Bloomberg economists noted that price trends may remain mixed — similar to May — where tariff effects were still limited in goods, while services remained weak.
However, categories like appliances and furniture could see upward pressure, while airfare and used car prices may fall.
Macquarie analysts suggested that while tariffs are clearly pushing up core goods prices, if services inflation continues to slow, the market may choose to ignore the overall report.
Despite occasional speculation over a July rate cut, strong job market data and inflation concerns have kept investors cautious about near-term easing.
Currently, markets expect the Federal Reserve to cut interest rates twice in H2 2025, lowering the federal funds rate by 50 basis points from the current 4.25–4.50% range.
CreditSights analysts warned that the June CPI report could set the tone for both Fed policy and risk appetite in the second half of the year.

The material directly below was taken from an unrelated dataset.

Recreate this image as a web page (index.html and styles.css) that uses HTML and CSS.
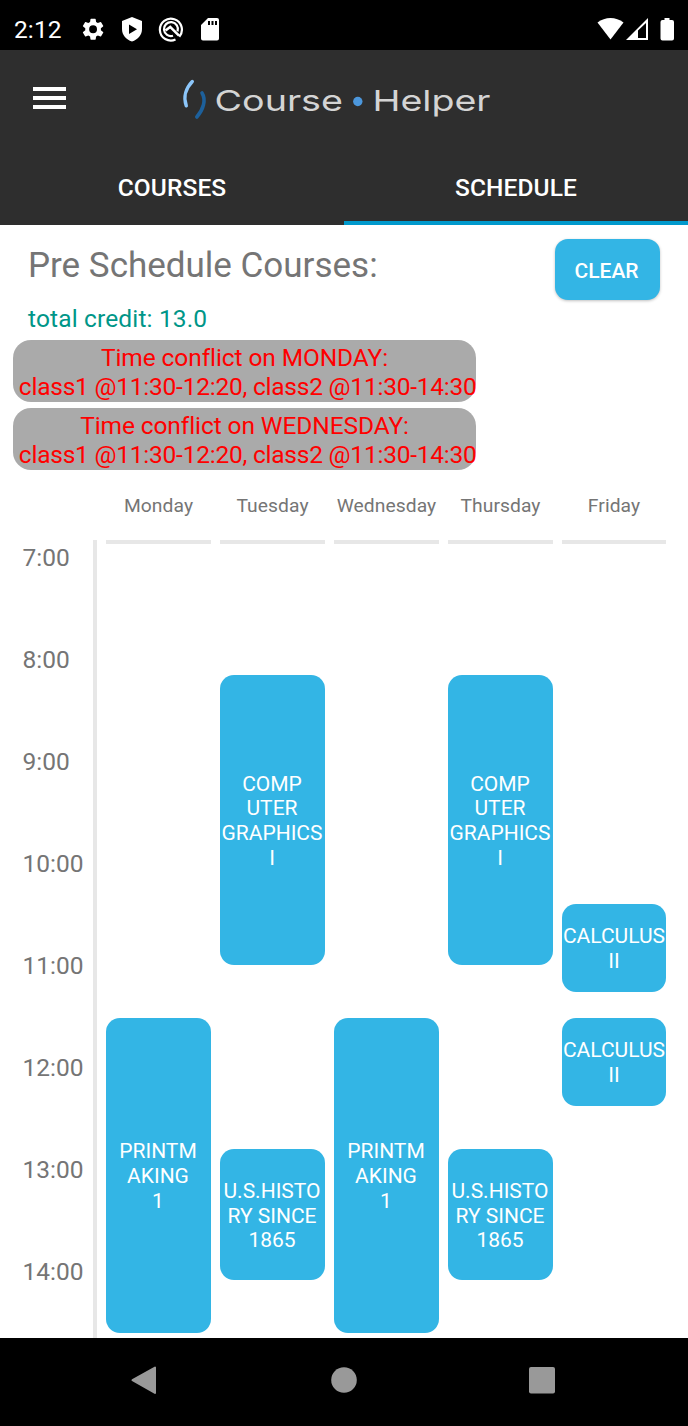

Macquarie pointed out that investor inflation expectations have calmed in recent months — not necessarily signaling disinflation, but certainly reducing inflation fears.
However, if the report shows a broad-based pickup in services inflation or demand-driven price pressures, it could force investors to reassess their assumptions — giving the Fed another reason to delay cuts.
For U.S. equities, beyond inflation and Fed policy, the Q2 earnings season could reveal how tariffs are affecting corporate investment and operations — potentially limiting further stock gains after the recent rally.
Jim Smigiel, Chief Investment Officer at SEI, said the key focus of this earnings season remains forward guidance — or the lack thereof.
Only 16% of S&P 500 companies provided earnings guidance in Q1 2025, down from 27% in the same period last year.
Smigiel added that the bigger issue in Q2 may be whether companies can regain confidence in forecasting — and provide meaningful updates to investors.
Former BofA economist David Woo noted that pre-trade war inventory buildup gave many firms a temporary shield from tariff impacts — but now that buffer is fading.
He warned that equity markets may be re-entering a phase reminiscent of early 2022, when large retailers masked weakness under the guise of AI-driven restocking, while smaller firms faced forced price hikes and layoffs.
Woo also highlighted that fiscal stimulus, debt ceiling concerns, and renewed inflation are putting the Fed in a difficult position — and that stagflation risks may finally materialize.